— BEGIN RAW RECORDS —

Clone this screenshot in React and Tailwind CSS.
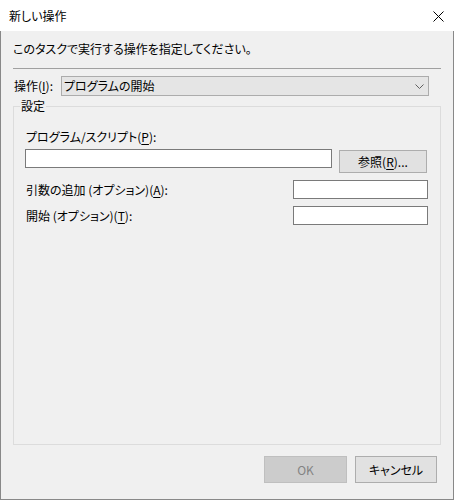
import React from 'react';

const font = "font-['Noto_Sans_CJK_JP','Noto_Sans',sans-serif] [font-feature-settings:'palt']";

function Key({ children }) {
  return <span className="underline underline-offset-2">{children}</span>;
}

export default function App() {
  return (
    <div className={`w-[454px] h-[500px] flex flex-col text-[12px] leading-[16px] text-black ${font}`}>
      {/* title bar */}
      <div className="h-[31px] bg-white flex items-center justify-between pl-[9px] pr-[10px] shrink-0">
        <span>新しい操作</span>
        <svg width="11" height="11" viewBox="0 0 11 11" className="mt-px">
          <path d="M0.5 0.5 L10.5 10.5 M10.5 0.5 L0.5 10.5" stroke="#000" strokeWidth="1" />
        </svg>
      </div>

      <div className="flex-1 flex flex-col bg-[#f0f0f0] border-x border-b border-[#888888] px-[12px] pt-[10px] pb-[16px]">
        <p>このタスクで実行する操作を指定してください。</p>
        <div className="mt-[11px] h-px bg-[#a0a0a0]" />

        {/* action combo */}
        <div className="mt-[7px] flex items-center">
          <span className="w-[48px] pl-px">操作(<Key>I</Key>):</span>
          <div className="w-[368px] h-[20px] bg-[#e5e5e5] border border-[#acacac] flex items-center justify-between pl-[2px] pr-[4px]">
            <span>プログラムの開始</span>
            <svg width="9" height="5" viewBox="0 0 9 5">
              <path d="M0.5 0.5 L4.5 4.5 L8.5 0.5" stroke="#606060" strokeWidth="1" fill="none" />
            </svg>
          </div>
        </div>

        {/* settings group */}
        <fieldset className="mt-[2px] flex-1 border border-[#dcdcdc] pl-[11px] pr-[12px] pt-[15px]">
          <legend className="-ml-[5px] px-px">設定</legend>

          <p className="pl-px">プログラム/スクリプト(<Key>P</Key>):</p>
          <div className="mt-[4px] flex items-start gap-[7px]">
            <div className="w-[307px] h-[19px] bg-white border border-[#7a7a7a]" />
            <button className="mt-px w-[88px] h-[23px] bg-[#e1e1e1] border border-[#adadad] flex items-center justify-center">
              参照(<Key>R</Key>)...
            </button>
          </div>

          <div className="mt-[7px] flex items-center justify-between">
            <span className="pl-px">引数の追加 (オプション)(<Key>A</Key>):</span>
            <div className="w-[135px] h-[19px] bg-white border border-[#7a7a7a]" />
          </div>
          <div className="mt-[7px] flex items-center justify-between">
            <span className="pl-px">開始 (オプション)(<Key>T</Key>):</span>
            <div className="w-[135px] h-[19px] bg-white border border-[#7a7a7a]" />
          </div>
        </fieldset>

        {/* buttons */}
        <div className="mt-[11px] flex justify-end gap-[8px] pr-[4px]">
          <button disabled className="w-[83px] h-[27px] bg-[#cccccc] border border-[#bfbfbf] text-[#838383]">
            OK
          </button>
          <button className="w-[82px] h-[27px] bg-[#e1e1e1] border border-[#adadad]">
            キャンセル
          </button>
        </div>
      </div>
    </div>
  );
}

— END RAW RECORDS —
— BEGIN RAW RECORDS —

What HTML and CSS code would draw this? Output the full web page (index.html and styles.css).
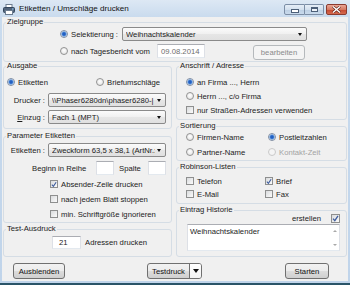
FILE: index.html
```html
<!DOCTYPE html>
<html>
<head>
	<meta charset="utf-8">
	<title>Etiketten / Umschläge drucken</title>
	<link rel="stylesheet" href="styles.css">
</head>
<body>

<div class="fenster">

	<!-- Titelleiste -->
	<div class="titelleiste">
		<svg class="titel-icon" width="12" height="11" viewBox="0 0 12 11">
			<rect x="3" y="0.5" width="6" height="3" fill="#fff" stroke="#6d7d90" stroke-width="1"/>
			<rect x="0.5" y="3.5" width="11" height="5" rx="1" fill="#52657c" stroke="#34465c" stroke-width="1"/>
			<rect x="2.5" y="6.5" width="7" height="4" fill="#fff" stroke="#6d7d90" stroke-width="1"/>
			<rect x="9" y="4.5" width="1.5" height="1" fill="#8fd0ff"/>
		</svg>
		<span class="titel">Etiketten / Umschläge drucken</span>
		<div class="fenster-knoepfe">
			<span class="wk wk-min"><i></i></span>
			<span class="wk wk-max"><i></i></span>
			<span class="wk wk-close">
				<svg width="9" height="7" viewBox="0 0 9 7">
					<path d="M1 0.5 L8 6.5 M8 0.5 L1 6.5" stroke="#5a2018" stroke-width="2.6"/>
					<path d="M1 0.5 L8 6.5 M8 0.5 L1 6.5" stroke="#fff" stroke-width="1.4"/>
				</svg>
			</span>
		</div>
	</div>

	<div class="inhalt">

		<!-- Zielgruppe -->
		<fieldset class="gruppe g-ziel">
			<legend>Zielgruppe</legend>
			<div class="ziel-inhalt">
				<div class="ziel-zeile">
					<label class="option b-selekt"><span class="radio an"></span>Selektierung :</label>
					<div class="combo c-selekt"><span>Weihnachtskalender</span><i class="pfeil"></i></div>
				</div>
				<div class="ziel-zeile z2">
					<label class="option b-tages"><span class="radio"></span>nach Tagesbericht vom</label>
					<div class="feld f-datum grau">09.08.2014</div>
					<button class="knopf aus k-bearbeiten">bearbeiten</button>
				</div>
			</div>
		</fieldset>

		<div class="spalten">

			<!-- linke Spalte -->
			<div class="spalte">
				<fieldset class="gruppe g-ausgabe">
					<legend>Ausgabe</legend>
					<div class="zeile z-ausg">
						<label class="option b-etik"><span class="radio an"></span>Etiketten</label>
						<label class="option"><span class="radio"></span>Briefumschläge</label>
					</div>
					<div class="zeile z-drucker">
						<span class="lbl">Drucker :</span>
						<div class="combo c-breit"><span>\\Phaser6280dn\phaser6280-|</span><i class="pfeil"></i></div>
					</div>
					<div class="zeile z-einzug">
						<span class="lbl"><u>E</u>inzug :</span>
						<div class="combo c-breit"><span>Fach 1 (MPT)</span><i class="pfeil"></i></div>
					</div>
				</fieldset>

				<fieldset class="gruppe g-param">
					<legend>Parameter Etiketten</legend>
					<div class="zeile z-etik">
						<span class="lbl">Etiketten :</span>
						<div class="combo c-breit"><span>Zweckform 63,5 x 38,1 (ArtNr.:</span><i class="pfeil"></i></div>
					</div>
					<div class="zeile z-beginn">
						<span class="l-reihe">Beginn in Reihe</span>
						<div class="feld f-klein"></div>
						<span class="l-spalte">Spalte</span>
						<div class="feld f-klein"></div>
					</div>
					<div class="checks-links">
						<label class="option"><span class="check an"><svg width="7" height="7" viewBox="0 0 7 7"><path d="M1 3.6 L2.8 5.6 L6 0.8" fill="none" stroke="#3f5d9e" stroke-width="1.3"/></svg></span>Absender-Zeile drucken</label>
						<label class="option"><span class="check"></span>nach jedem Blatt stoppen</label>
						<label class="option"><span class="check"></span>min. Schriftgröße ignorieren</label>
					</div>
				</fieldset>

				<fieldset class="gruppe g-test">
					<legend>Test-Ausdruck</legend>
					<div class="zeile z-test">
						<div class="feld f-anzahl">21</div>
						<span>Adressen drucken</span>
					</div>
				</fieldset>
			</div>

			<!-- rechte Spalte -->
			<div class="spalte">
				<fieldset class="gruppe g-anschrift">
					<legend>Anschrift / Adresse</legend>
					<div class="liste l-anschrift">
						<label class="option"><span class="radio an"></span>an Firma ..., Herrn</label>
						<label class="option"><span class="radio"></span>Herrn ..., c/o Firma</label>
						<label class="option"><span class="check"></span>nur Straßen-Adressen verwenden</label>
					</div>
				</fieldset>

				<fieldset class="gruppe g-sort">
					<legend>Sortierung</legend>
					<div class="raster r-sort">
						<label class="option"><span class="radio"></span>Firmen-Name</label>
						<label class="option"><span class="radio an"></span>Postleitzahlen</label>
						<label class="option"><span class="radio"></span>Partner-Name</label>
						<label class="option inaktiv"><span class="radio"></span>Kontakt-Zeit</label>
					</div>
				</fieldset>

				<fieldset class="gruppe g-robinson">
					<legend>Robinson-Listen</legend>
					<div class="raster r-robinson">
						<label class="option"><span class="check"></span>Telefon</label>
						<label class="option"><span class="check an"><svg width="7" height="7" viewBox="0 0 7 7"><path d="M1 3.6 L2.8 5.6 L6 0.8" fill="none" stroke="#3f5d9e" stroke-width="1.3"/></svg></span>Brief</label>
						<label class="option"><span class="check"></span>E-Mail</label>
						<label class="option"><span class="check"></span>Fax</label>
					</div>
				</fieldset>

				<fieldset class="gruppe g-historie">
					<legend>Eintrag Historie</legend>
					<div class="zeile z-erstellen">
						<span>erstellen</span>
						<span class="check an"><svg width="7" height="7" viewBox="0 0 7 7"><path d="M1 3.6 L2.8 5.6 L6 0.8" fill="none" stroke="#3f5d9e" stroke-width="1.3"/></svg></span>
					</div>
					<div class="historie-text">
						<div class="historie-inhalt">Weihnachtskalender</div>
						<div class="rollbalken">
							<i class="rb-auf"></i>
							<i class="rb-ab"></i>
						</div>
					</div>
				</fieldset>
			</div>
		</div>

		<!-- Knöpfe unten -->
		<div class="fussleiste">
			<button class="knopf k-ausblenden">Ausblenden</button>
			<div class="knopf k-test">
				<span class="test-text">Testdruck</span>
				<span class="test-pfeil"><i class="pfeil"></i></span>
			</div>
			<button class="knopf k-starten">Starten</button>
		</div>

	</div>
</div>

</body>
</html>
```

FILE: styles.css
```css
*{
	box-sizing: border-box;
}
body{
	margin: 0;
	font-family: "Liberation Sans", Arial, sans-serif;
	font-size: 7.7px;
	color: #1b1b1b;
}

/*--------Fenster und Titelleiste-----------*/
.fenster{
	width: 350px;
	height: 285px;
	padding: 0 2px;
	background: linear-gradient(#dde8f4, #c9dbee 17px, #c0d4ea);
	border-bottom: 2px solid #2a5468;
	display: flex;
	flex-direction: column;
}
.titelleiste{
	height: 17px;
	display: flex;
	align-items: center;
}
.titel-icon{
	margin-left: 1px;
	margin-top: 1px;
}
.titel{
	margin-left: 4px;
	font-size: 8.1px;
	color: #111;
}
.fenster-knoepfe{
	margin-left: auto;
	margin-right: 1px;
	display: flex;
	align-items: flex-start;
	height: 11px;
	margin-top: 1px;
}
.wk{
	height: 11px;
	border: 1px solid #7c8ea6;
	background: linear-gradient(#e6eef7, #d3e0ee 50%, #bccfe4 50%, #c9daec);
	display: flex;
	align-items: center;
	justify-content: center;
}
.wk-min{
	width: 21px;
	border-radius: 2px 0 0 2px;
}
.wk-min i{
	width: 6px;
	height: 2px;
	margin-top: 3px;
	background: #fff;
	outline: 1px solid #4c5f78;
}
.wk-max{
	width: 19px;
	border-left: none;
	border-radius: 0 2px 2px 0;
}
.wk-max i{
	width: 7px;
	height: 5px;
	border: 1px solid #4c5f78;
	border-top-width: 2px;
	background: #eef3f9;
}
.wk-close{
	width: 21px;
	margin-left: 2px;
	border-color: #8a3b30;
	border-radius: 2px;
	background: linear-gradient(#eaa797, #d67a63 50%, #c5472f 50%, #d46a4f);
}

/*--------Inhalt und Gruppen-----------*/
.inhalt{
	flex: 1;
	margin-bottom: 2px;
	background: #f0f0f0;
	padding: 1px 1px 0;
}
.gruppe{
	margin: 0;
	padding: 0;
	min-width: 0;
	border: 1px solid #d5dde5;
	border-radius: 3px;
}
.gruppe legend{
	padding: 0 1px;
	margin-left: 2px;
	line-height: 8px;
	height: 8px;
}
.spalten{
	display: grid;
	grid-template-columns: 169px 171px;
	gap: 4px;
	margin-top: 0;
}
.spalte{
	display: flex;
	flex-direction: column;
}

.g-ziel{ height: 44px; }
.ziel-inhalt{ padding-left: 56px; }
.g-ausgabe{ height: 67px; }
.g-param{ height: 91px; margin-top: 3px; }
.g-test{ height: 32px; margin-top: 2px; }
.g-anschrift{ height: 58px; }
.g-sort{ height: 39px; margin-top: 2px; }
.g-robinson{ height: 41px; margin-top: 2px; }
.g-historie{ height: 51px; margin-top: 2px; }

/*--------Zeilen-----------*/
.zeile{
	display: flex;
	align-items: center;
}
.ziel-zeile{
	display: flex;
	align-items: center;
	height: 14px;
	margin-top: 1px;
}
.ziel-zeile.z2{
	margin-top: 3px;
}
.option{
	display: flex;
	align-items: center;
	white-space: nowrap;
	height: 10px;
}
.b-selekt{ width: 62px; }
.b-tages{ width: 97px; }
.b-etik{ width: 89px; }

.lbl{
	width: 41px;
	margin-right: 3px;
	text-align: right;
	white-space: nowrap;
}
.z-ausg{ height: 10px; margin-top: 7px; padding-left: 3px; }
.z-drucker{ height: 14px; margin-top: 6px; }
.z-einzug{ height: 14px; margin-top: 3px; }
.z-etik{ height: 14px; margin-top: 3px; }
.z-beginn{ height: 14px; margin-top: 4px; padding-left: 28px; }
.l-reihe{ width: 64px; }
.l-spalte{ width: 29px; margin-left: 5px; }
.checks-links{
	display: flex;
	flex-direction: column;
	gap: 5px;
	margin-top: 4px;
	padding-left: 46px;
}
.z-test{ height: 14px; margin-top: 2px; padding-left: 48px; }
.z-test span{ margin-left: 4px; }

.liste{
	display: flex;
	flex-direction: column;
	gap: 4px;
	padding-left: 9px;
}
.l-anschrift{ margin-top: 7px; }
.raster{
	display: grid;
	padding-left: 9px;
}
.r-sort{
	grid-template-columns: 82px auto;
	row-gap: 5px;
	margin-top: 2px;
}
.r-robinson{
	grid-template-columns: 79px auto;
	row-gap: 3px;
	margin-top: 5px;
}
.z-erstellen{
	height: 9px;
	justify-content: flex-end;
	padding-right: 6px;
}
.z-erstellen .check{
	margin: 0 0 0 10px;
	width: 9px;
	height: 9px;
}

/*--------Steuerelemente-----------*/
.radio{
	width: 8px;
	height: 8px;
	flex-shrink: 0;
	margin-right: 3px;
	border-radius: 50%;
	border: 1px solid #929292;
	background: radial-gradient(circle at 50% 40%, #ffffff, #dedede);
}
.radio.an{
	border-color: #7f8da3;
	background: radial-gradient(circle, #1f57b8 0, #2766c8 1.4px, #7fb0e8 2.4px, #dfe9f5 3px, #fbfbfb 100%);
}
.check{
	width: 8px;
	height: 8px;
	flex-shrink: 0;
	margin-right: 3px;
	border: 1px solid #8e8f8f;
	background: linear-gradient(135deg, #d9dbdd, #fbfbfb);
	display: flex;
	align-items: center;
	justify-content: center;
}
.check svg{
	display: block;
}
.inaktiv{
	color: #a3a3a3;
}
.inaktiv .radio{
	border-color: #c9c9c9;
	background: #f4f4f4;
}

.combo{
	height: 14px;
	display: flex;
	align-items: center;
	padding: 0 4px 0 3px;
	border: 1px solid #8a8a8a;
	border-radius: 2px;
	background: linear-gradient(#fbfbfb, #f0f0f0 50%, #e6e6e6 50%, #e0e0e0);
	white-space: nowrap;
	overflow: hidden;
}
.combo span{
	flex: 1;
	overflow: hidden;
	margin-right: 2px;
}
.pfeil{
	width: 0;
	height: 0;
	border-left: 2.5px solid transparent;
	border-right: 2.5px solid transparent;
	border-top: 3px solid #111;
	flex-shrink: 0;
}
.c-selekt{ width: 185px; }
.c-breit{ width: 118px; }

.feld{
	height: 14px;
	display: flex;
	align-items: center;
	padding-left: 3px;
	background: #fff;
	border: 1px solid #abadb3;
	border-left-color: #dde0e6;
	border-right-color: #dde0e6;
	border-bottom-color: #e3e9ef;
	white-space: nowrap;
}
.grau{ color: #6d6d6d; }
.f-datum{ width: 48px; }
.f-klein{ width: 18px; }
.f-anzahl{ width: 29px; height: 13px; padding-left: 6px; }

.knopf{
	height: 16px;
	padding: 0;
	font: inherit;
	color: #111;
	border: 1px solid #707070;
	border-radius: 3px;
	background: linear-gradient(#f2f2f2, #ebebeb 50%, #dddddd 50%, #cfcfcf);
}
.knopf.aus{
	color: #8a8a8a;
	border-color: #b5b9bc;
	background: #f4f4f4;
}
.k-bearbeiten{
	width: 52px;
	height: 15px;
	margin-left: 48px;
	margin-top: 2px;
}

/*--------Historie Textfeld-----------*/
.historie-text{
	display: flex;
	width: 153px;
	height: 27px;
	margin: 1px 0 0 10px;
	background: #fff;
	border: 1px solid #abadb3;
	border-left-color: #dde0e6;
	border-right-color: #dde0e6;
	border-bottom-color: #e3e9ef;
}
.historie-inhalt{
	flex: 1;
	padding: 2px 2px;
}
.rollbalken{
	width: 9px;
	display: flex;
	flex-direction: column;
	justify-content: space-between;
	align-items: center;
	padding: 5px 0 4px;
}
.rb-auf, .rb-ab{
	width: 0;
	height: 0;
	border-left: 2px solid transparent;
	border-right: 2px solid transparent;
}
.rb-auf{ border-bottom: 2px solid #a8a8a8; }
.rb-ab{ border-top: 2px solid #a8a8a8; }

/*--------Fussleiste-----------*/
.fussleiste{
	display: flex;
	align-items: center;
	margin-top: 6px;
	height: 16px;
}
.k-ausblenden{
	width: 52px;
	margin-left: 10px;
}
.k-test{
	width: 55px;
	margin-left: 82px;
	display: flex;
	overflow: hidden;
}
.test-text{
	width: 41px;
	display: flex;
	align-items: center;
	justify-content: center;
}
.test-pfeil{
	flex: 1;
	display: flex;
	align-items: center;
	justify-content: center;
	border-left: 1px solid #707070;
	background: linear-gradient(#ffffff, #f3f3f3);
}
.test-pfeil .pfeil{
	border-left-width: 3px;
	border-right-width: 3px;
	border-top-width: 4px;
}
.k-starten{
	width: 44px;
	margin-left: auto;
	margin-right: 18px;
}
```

— END RAW RECORDS —

▶ [SHORT TASK]: In the records, locate each line holding the string "this" and copy it.

▶ [EXPECTED OUTPUT]:
Clone this screenshot in React and Tailwind CSS.
What HTML and CSS code would draw this? Output the full web page (index.html and styles.css).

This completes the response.